> [The exercise] Skip the pictures. Set down, word for word, the lines from the start of the material up to and including the line with "312px; height: 38px;".

┄┄┄┄┄┄┄┄┄┄

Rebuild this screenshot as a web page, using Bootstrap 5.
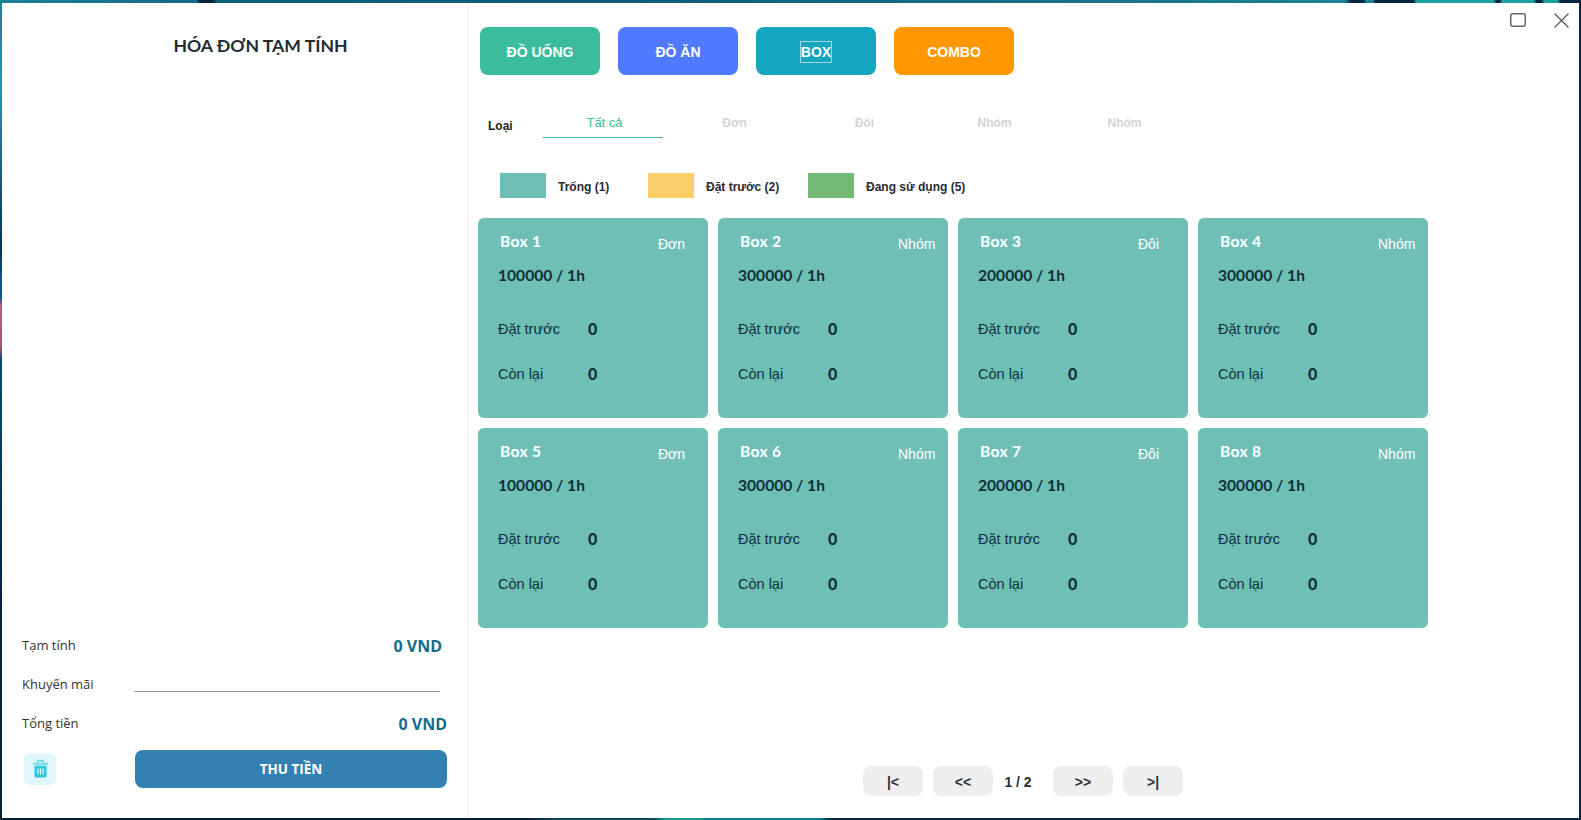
<!DOCTYPE html>
<html lang="vi">
<head>
  <meta charset="UTF-8" />
  <title>Hóa đơn tạm tính</title>
  <link href="https://cdn.jsdelivr.net/npm/bootstrap@5.3.0/dist/css/bootstrap.min.css" rel="stylesheet">
  <style>
    html, body { height: 100%; overflow: hidden; }
    body {
      background:
        linear-gradient(90deg, #1d8197 0, #14698a 197px, #06263f 199px, #06263f 214px, #0f6079 216px, #0f5a75 600px, #1d8197 1345px, #06263f 1351px, #06263f 1364px, #1d8197 1366px, #1d8197 1373px, #06263f 1375px, #06263f 1414px, #1fa0a4 1416px, #1fa0a4 1494px, #06263f 1496px, #06263f 1500px, #1fa0a4 1502px, #1fa0a4 1534px, #06263f 1536px, #06263f 1542px, #1fa0a4 1544px, #1fa0a4 1558px, #06263f 1560px) top / 100% 3px no-repeat,
        linear-gradient(90deg, #07203a 0, #07203a 530px, #0e4a5c 560px, #0e4a5c 655px, #1c9a94 665px, #1c9a94 700px, #12789a 705px, #12789a 820px, #06263f 830px) bottom / 100% 2px no-repeat,
        linear-gradient(180deg, #1d8197 0, #1a9ab0 90px, #0a3050 250px, #0a5a85 280px, #0a5a85 298px, #b85c7c 305px, #b05878 345px, #0a4a6a 360px, #07203a 620px) left / 2px 100% no-repeat,
        #06263f;
      padding: 3px 2px 2px 2px;
      font-family: "Open Sans", sans-serif;
    }
    .app-window { height: 815px; position: relative; background: #fff; }

    /* left side */
    .bill-panel { width: 466px; border-right: 1px solid #eceef0; }
    .bill-title { font: 700 17.6px/1 Lato, sans-serif; color: #222b33; padding: 34px 0 0 52px; }
    .bill-foot { padding: 0 20px 30px 20px; font-size: 13px; color: #333; }
    .sum-row { height: 39px; }
    .sum-value { font-size: 16px; font-weight: 700; color: #136d8c; }
    .sum-row:first-child .sum-value { margin-right: 5px; }
    .promo-line { width: 306px; height: 14px; border-bottom: 1px solid #999; margin-right: 7px; }
    .trash-tile { width: 32px; height: 32px; background: #e0f7fb; border-radius: 6px; margin-left: 2px; }
    .btn-pay { width: 312px; height: 38px; background: #3480b3; color: #fff; font-size: 13.5px; font-weight: 700; border-radius: 8px; border: 0; padding-top: 2px; }

    /* right side */
    .main-panel { padding: 24px 0 0 10px; }
    .cat-row { gap: 18px; margin-left: 2px; }
    .cat-btn { width: 120px; height: 48px; border: 0; border-radius: 8px; color: #fff; font: 700 14px "Liberation Sans", sans-serif; padding-top: 3px; }
    .cat-drink { background: #3bbd9c; }
    .cat-food { background: #4f79ff; }
    .cat-box { background: #14a6bf; }
    .cat-combo { background: #ff9800; }
    .focus-box { outline: 1px solid #a5d5df; padding: 2px 0; }

    .type-row { margin-top: 31px; font: 700 12px "Liberation Sans", sans-serif; }
    .type-label { width: 65px; padding-left: 10px; padding-top: 13px; color: #222; }
    .type-tab { width: 120px; height: 32px; margin-right: 10px; text-align: center; color: #d2d4d6; padding: 10px 0 0 3px; border-bottom: 1px solid transparent; }
    .type-tab.is-on { color: #3bbd9c; border-bottom-color: #3bbd9c; font-weight: 400; font-size: 13px; padding-top: 9px; }

    .legend-row { margin-top: 35px; margin-bottom: 20px; padding-left: 22px; font: 700 12px "Liberation Sans", sans-serif; color: #2a2a33; height: 25px; }
    .legend-row span { padding-top: 2px; }
    .legend-swatch { width: 46px; height: 25px; margin-right: 12px; }

    .box-grid { display: grid; grid-template-columns: repeat(4, 230px); gap: 10px; }
    .box-card { height: 200px; border-radius: 6px; background: #6fbfb7; color: #0f3038; font-family: Lato, sans-serif; padding: 12px 0 0 20px; }
    .box-head { height: 24px; color: #fff; }
    .box-name { width: 160px; padding-left: 2px; font-size: 15.5px; font-weight: 700; letter-spacing: .4px; }
    .box-type { font: 400 14px "Liberation Sans", sans-serif; padding-top: 6px; }
    .box-price { font-size: 15.6px; font-weight: 700; margin-top: 10px; height: 42px; }
    .box-stat { height: 45px; font: 400 14.5px "Liberation Sans", sans-serif; }
    .box-stat span:first-child { width: 90px; }
    .box-stat b { font: 900 16px Lato, sans-serif; }

    .pager { position: absolute; left: 861px; top: 763px; font: 700 14px "Liberation Sans", sans-serif; color: #2b2f36; }
    .page-btn { width: 60px; height: 30px; background: #eee; border: 0; border-radius: 8px; color: #2b2f36; font-weight: 700; padding: 2px 0 0; }
    .page-num { width: 60px; text-align: center; padding: 2px 10px 0 0; }

    .win-btns { position: absolute; right: 10px; top: 10px; gap: 28px; }
  </style>
</head>
<body>

  <div class="app-window d-flex">

    <div class="bill-panel d-flex flex-column justify-content-between">
      <div class="bill-title text-center">HÓA ĐƠN TẠM TÍNH</div>

      <div class="bill-foot">
        <div class="sum-row d-flex justify-content-between align-items-center">
          <span>Tạm tính</span><span class="sum-value">0 VND</span>
        </div>
        <div class="sum-row d-flex align-items-center">
          <span>Khuyến mãi</span><div class="promo-line ms-auto"></div>
        </div>
        <div class="sum-row d-flex justify-content-between align-items-center">
          <span>Tổng tiền</span><span class="sum-value">0 VND</span>
        </div>
        <div class="d-flex justify-content-between align-items-center" style="margin-top:7px">
          <div class="trash-tile d-flex align-items-center justify-content-center">
            <svg width="15" height="18" viewBox="0 0 15 18">
              <rect x="4.5" y=".6" width="6" height="3" rx="1" fill="none" stroke="#5cd3e3" stroke-width="1.1"/>
              <rect x="0" y="2.5" width="15" height="3" rx="1" fill="#7fdde9"/>
              <path d="M1.5 6h12v10a1.5 1.5 0 0 1-1.5 1.5H3A1.5 1.5 0 0 1 1.5 16z" fill="#2bc8dc"/>
              <path d="M5 8.5v6M7.5 8.5v6M10 8.5v6" stroke="#e0f7fb" stroke-width="1.2"/>
            </svg>
          </div>
          <button class="btn-pay">THU TIỀN</button>
        </div>
      </div>
    </div>

    <div class="main-panel flex-grow-1">
      <div class="cat-row d-flex">
        <button class="cat-btn cat-drink">ĐỒ UỐNG</button>
        <button class="cat-btn cat-food">ĐỒ ĂN</button>
        <button class="cat-btn cat-box"><span class="focus-box">BOX</span></button>
        <button class="cat-btn cat-combo">COMBO</button>
      </div>

      <div class="type-row d-flex">
        <div class="type-label">Loại</div>
        <div class="type-tab is-on">Tất cả</div>
        <div class="type-tab">Đơn</div>
        <div class="type-tab">Đôi</div>
        <div class="type-tab">Nhóm</div>
        <div class="type-tab">Nhóm</div>
      </div>

      <div class="legend-row d-flex align-items-center">
        <div class="legend-swatch" style="background:#6fbfb7"></div><span style="width:90px">Trống (1)</span>
        <div class="legend-swatch" style="background:#fbd06a"></div><span style="width:102px">Đặt trước (2)</span>
        <div class="legend-swatch" style="background:#75b977"></div><span>Đang sử dụng (5)</span>
      </div>

      <div class="box-grid" id="boxes"></div>
    </div>

    <div class="pager d-flex align-items-center gap-0">
      <button class="page-btn">|&lt;</button>
      <span style="width:10px"></span>
      <button class="page-btn">&lt;&lt;</button>
      <span class="page-num">1 / 2</span>
      <button class="page-btn">&gt;&gt;</button>
      <span style="width:10px"></span>
      <button class="page-btn">&gt;|</button>
    </div>

    <div class="win-btns d-flex">
      <svg width="16" height="14" viewBox="0 0 16 14"><rect x=".75" y=".75" width="14.5" height="12.5" rx="2" fill="none" stroke="#666" stroke-width="1.5"/></svg>
      <svg width="15" height="15" viewBox="0 0 15 15"><path d="M.5.5l14 14M14.5.5l-14 14" stroke="#555" stroke-width="1.2" fill="none"/></svg>
    </div>
  </div>

  <script>
    const BOXES = [
      ["Box 1", "Đơn", 100000], ["Box 2", "Nhóm", 300000], ["Box 3", "Đôi", 200000], ["Box 4", "Nhóm", 300000],
      ["Box 5", "Đơn", 100000], ["Box 6", "Nhóm", 300000], ["Box 7", "Đôi", 200000], ["Box 8", "Nhóm", 300000]
    ];
    document.getElementById("boxes").innerHTML = BOXES.map(([name, type, price]) => `
      <div class="box-card">
        <div class="box-head d-flex"><span class="box-name">${name}</span><span class="box-type">${type}</span></div>
        <div class="box-price">${price} / 1h</div>
        <div class="box-stat d-flex align-items-center"><span>Đặt trước</span><b>0</b></div>
        <div class="box-stat d-flex align-items-center"><span>Còn lại</span><b>0</b></div>
      </div>`).join("");
  </script>
  <script src="https://cdn.jsdelivr.net/npm/bootstrap@5.3.0/dist/js/bootstrap.bundle.min.js"></script>
</body>
</html>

┄┄┄┄┄┄┄┄┄┄

> [Exercise answer]
Rebuild this screenshot as a web page, using Bootstrap 5.
<!DOCTYPE html>
<html lang="vi">
<head>
  <meta charset="UTF-8" />
  <title>Hóa đơn tạm tính</title>
  <link href="https://cdn.jsdelivr.net/npm/bootstrap@5.3.0/dist/css/bootstrap.min.css" rel="stylesheet">
  <style>
    html, body { height: 100%; overflow: hidden; }
    body {
      background:
        linear-gradient(90deg, #1d8197 0, #14698a 197px, #06263f 199px, #06263f 214px, #0f6079 216px, #0f5a75 600px, #1d8197 1345px, #06263f 1351px, #06263f 1364px, #1d8197 1366px, #1d8197 1373px, #06263f 1375px, #06263f 1414px, #1fa0a4 1416px, #1fa0a4 1494px, #06263f 1496px, #06263f 1500px, #1fa0a4 1502px, #1fa0a4 1534px, #06263f 1536px, #06263f 1542px, #1fa0a4 1544px, #1fa0a4 1558px, #06263f 1560px) top / 100% 3px no-repeat,
        linear-gradient(90deg, #07203a 0, #07203a 530px, #0e4a5c 560px, #0e4a5c 655px, #1c9a94 665px, #1c9a94 700px, #12789a 705px, #12789a 820px, #06263f 830px) bottom / 100% 2px no-repeat,
        linear-gradient(180deg, #1d8197 0, #1a9ab0 90px, #0a3050 250px, #0a5a85 280px, #0a5a85 298px, #b85c7c 305px, #b05878 345px, #0a4a6a 360px, #07203a 620px) left / 2px 100% no-repeat,
        #06263f;
      padding: 3px 2px 2px 2px;
      font-family: "Open Sans", sans-serif;
    }
    .app-window { height: 815px; position: relative; background: #fff; }

    /* left side */
    .bill-panel { width: 466px; border-right: 1px solid #eceef0; }
    .bill-title { font: 700 17.6px/1 Lato, sans-serif; color: #222b33; padding: 34px 0 0 52px; }
    .bill-foot { padding: 0 20px 30px 20px; font-size: 13px; color: #333; }
    .sum-row { height: 39px; }
    .sum-value { font-size: 16px; font-weight: 700; color: #136d8c; }
    .sum-row:first-child .sum-value { margin-right: 5px; }
    .promo-line { width: 306px; height: 14px; border-bottom: 1px solid #999; margin-right: 7px; }
    .trash-tile { width: 32px; height: 32px; background: #e0f7fb; border-radius: 6px; margin-left: 2px; }
    .btn-pay { width: 312px; height: 38px; background: #3480b3; color: #fff; font-size: 13.5px; font-weight: 700; border-radius: 8px; border: 0; padding-top: 2px; }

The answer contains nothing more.